Paylocity's acquisition of Grayscale (announced Apr 7, 2026) is a strategic move to accelerate AI recruiting capabilities across its ~33,000-client base; the immediate impact will depend on integration execution and rapid commercialization into measurable client outcomes. Investors should prioritize post-close KPIs—module attach rates, ARPU lifts and documented hiring outcome improvements—when assessing whether the deal translates into durable value.

Disclaimer: This article is for informational purposes only and does not constitute investment advice.

FAQ

Q: What financial metrics should investors watch after the deal closes?

A: Monitor quarterly disclosures for any disclosed purchase price and purchase-accounting impacts (goodwill, intangible amortization), plus operating metrics: recruiting module attach rate, ARPU by cohort, and churn.
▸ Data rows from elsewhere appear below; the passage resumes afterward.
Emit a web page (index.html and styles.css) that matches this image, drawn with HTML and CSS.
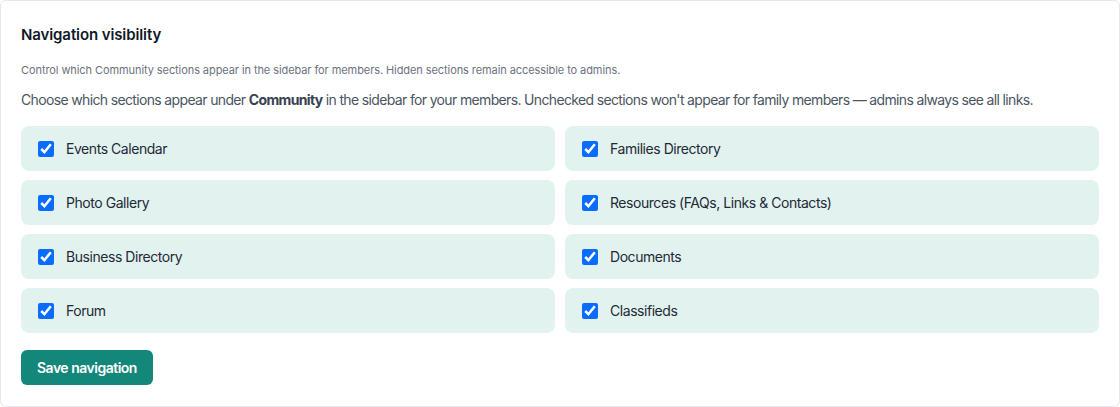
FILE: index.html
```html
<!DOCTYPE html>
<html lang="en">
<head>
    <meta charset="UTF-8">
    <meta name="viewport" content="width=device-width, initial-scale=1.0">
    <title>Navigation visibility</title>
    <link rel="stylesheet" href="styles.css">
</head>
<body>
    <div class="card">
        <h2 class="card-title">Navigation visibility</h2>
        <p class="card-sub">Control which Community sections appear in the sidebar for members. Hidden sections remain accessible to admins.</p>
        <p class="card-desc">Choose which sections appear under <strong>Community</strong> in the sidebar for your members. Unchecked sections won't appear for family members — admins always see all links.</p>

        <div class="nav-grid">
            <label class="nav-item"><input type="checkbox" checked> Events Calendar</label>
            <label class="nav-item"><input type="checkbox" checked> Families Directory</label>
            <label class="nav-item"><input type="checkbox" checked> Photo Gallery</label>
            <label class="nav-item"><input type="checkbox" checked> Resources (FAQs, Links &amp; Contacts)</label>
            <label class="nav-item"><input type="checkbox" checked> Business Directory</label>
            <label class="nav-item"><input type="checkbox" checked> Documents</label>
            <label class="nav-item"><input type="checkbox" checked> Forum</label>
            <label class="nav-item"><input type="checkbox" checked> Classifieds</label>
        </div>

        <button class="btn-save">Save navigation</button>
    </div>
</body>
</html>
```

FILE: styles.css
```css
body {
    margin: 0;
    font-family: Inter, "Noto Sans", sans-serif;
    color: #1f2937;
    background: #fff;
}
.card {
    border: 1px solid #e5e7eb;
    border-radius: 6px;
    padding: 20px;
    height: 407px;
    box-sizing: border-box;
}
.card-title {
    margin: 0;
    font-size: 15px;
    font-weight: 600;
    line-height: 28px;
    letter-spacing: -0.1px;
    color: #111827;
}
.card-sub {
    margin: 13px 0 0;
    font-size: 11px;
    line-height: 16px;
    letter-spacing: -0.08px;
    color: #6b7280;
}
.card-desc {
    margin: 12px 0 0;
    font-size: 14px;
    line-height: 20px;
    letter-spacing: -0.65px;
    color: #4b5563;
    white-space: nowrap;
}
.card-desc strong {
    color: #374151;
    font-weight: 700;
}
.nav-grid {
    display: grid;
    grid-template-columns: 1fr 1fr;
    column-gap: 10px;
    row-gap: 9px;
    margin-top: 16px;
}
.nav-item {
    display: flex;
    align-items: center;
    gap: 12px;
    height: 45px;
    padding: 0 17px;
    background: #e2f3ef;
    border-radius: 8px;
    font-size: 14px;
    letter-spacing: -0.45px;
    color: #1f2937;
    cursor: pointer;
}
.nav-item input {
    width: 16px;
    height: 16px;
    margin: 0;
    accent-color: #0a6cff;
}
.btn-save {
    margin-top: 17px;
    height: 35px;
    padding: 0 16px;
    border: none;
    border-radius: 6px;
    background: #13877a;
    color: #fff;
    font-family: inherit;
    font-size: 14px;
    font-weight: 600;
    letter-spacing: -0.5px;
    cursor: pointer;
}
.btn-save:hover {
    background: #0f766e;
}
```
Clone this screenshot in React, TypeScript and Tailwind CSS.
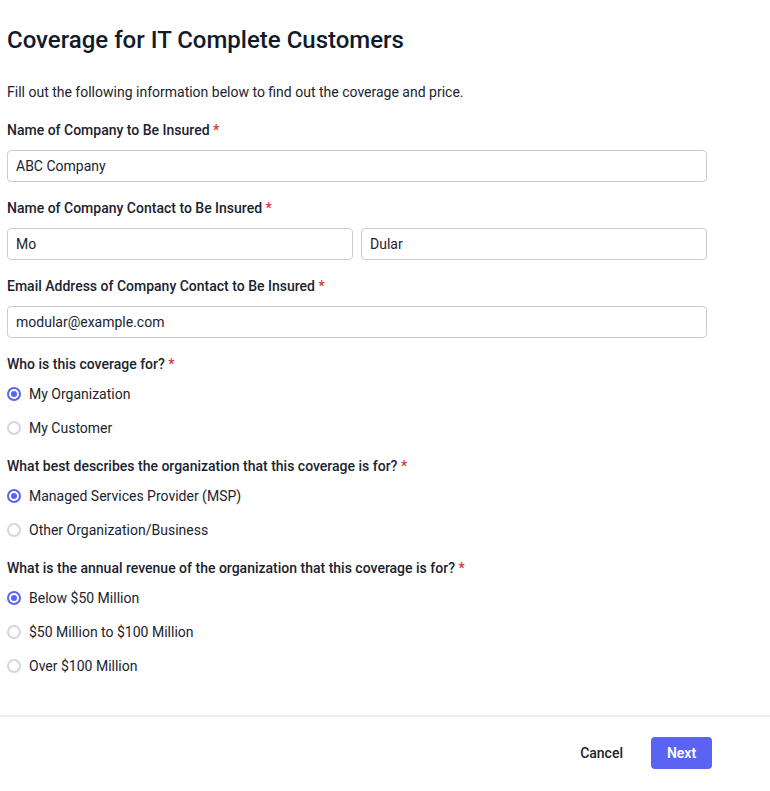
import { useState } from 'react';

type Option = { value: string; label: string };

function Label({ children }: { children: React.ReactNode }) {
  return (
    <div className="h-5 text-sm leading-5 font-medium text-[#1b2330] mb-2.5">
      {children} <span className="text-[#d1343a]">*</span>
    </div>
  );
}

function TextInput({ value, className = '' }: { value: string; className?: string }) {
  return (
    <input
      defaultValue={value}
      className={`h-8 rounded border border-[#c9ccd1] px-2 text-sm text-[#1b2330] outline-none ${className}`}
    />
  );
}

function RadioGroup({ options, selected, onChange }: { options: Option[]; selected: string; onChange: (v: string) => void }) {
  return (
    <div className="flex flex-col">
      {options.map((o) => {
        const on = o.value === selected;
        return (
          <label key={o.value} className="flex items-center h-[34px] cursor-pointer" onClick={() => onChange(o.value)}>
            <span
              className={`flex items-center justify-center w-[14px] h-[14px] rounded-full border-2 ${
                on ? 'border-[#5b63f2]' : 'border-[#d4d6da]'
              }`}
            >
              {on && <span className="w-[6px] h-[6px] rounded-full bg-[#5b63f2]" />}
            </span>
            <span className="ml-2 text-sm text-[#1b2330]">{o.label}</span>
          </label>
        );
      })}
    </div>
  );
}

export default function App() {
  const [coverageFor, setCoverageFor] = useState('org');
  const [orgType, setOrgType] = useState('msp');
  const [revenue, setRevenue] = useState('below50');

  return (
    <div className="w-[770px] h-[791px] bg-white flex flex-col" style={{ fontFamily: 'Roboto, "Liberation Sans", sans-serif' }}>
      <div className="flex-1 px-[7px] pt-6">
        <h1 className="text-2xl leading-8 font-medium text-[#101a2b]">Coverage for IT Complete Customers</h1>
        <p className="mt-[26px] text-sm leading-5 text-[#1b2330]">
          Fill out the following information below to find out the coverage and price.
        </p>

        <div className="w-[700px] mt-[18px]">
          <div className="mb-4">
            <Label>Name of Company to Be Insured</Label>
            <TextInput value="ABC Company" className="w-full" />
          </div>

          <div className="mb-4">
            <Label>Name of Company Contact to Be Insured</Label>
            <div className="flex gap-2">
              <TextInput value="Mo" className="flex-1 min-w-0" />
              <TextInput value="Dular" className="flex-1 min-w-0" />
            </div>
          </div>

          <div className="mb-4">
            <Label>Email Address of Company Contact to Be Insured</Label>
            <TextInput value="modular@example.com" className="w-full" />
          </div>

          <div className="mb-[11px]">
            <div className="h-5 text-sm leading-5 font-medium text-[#1b2330] mb-[3px]">
              Who is this coverage for? <span className="text-[#d1343a]">*</span>
            </div>
            <RadioGroup
              selected={coverageFor}
              onChange={setCoverageFor}
              options={[
                { value: 'org', label: 'My Organization' },
                { value: 'customer', label: 'My Customer' },
              ]}
            />
          </div>

          <div className="mb-[11px]">
            <div className="h-5 text-sm leading-5 font-medium text-[#1b2330] mb-[3px]">
              What best describes the organization that this coverage is for? <span className="text-[#d1343a]">*</span>
            </div>
            <RadioGroup
              selected={orgType}
              onChange={setOrgType}
              options={[
                { value: 'msp', label: 'Managed Services Provider (MSP)' },
                { value: 'other', label: 'Other Organization/Business' },
              ]}
            />
          </div>

          <div>
            <div className="h-5 text-sm leading-5 font-medium text-[#1b2330] mb-[3px]">
              What is the annual revenue of the organization that this coverage is for? <span className="text-[#d1343a]">*</span>
            </div>
            <RadioGroup
              selected={revenue}
              onChange={setRevenue}
              options={[
                { value: 'below50', label: 'Below $50 Million' },
                { value: '50to100', label: '$50 Million to $100 Million' },
                { value: 'over100', label: 'Over $100 Million' },
              ]}
            />
          </div>
        </div>
      </div>

      {/* Footer */}
      <div className="border-t-2 border-[#ececec] h-[76px] flex items-start justify-end pt-5 pr-[58px]">
        <button className="h-8 px-4 text-sm font-medium text-[#1b2330] mr-3">Cancel</button>
        <button className="h-8 w-[61px] rounded bg-[#5b63f2] text-sm font-semibold text-white">Next</button>
      </div>
    </div>
  );
}
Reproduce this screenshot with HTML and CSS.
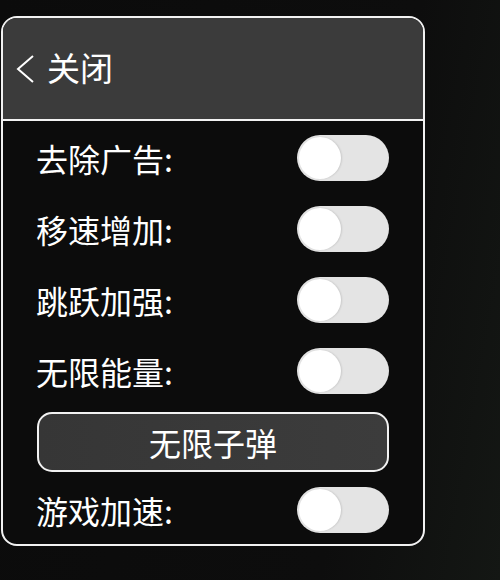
FILE: index.html
```html
<!DOCTYPE html>
<html lang="zh">
<head>
<meta charset="utf-8">
<link rel="stylesheet" href="styles.css">
</head>
<body>
<div class="screen">
  <div class="panel">
    <div class="header">
      <svg class="back" width="20" height="30" viewBox="0 0 20 30"><polyline points="17,2 2,15 17,28" fill="none" stroke="#ffffff" stroke-width="2"/></svg>
      <span class="title">关闭</span>
    </div>
    <div class="body">
      <div class="row"><span class="label">去除广告:</span><span class="toggle"><span class="knob"></span></span></div>
      <div class="row"><span class="label">移速增加:</span><span class="toggle"><span class="knob"></span></span></div>
      <div class="row"><span class="label">跳跃加强:</span><span class="toggle"><span class="knob"></span></span></div>
      <div class="row"><span class="label">无限能量:</span><span class="toggle"><span class="knob"></span></span></div>
      <div class="row"><div class="btn">无限子弹</div></div>
      <div class="row last"><span class="label">游戏加速:</span><span class="toggle"><span class="knob"></span></span></div>
    </div>
  </div>
</div>
</body>
</html>
```

FILE: styles.css
```css
html, body {
  margin: 0;
  padding: 0;
}
body {
  width: 500px;
  height: 580px;
  overflow: hidden;
  background: linear-gradient(100deg, #0b0b0b 0%, #0d0d0d 70%, #141714 100%);
  font-family: "Noto Sans CJK SC", "Noto Sans", sans-serif;
  color: #ffffff;
}
.screen {
  padding-top: 16px;
  padding-left: 1px;
}
.panel {
  width: 420px;
  height: 526px;
  border: 2px solid #f2f2f2;
  border-radius: 16px;
  overflow: hidden;
  background: #0c0c0c;
  display: flex;
  flex-direction: column;
}
.header {
  height: 101px;
  flex: none;
  background: #3b3b3b;
  border-bottom: 2px solid #f2f2f2;
  display: flex;
  align-items: center;
  padding-left: 13px;
  gap: 11px;
}
.back {
  display: block;
}
.title {
  font-size: 33px;
  line-height: 1;
  margin-top: -2px;
}
.body {
  padding: 1px 34px 0 34px;
  display: flex;
  flex-direction: column;
}
.row {
  height: 71px;
  display: flex;
  align-items: center;
  justify-content: space-between;
}
.row.last {
  height: 66px;
  padding-bottom: 4px;
}
.label {
  font-size: 32px;
  line-height: 1;
  margin-left: -1px;
}
.toggle {
  width: 92px;
  height: 46px;
  border-radius: 23px;
  background: #e4e4e4;
  display: flex;
  align-items: center;
  padding-left: 2px;
  box-sizing: border-box;
}
.knob {
  width: 42px;
  height: 42px;
  border-radius: 50%;
  background: #ffffff;
  box-shadow: 1px 0 2px rgba(0,0,0,0.12);
}
.btn {
  width: 100%;
  height: 60px;
  box-sizing: border-box;
  border: 2px solid #f2f2f2;
  border-radius: 15px;
  background: linear-gradient(90deg, #363636 0%, #3c3c3c 100%);
  display: flex;
  align-items: center;
  justify-content: center;
  font-size: 32px;
  line-height: 1;
}
```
These will indicate whether the acquisition is driving revenue conversion and justify integration costs.

Q: How does Paylocity's scale compare with incumbent providers?

A: Paylocity serves approximately 33,000 employer clients (company filings, 2023), which is substantially smaller than large incumbents that serve hundreds of thousands. That scale difference implies Paylocity must rely on higher per-client penetration rather than sheer distribution to realize material revenue upside.

Q: Could regulatory scrutiny of AI recruiting blunt the deal's upside?

A: Yes. Expect heightened requirements around model explainability and bias mitigation; Paylocity will need robust compliance controls and transparent reporting to enterprise clients to avoid adoption slowdowns in regulated industries.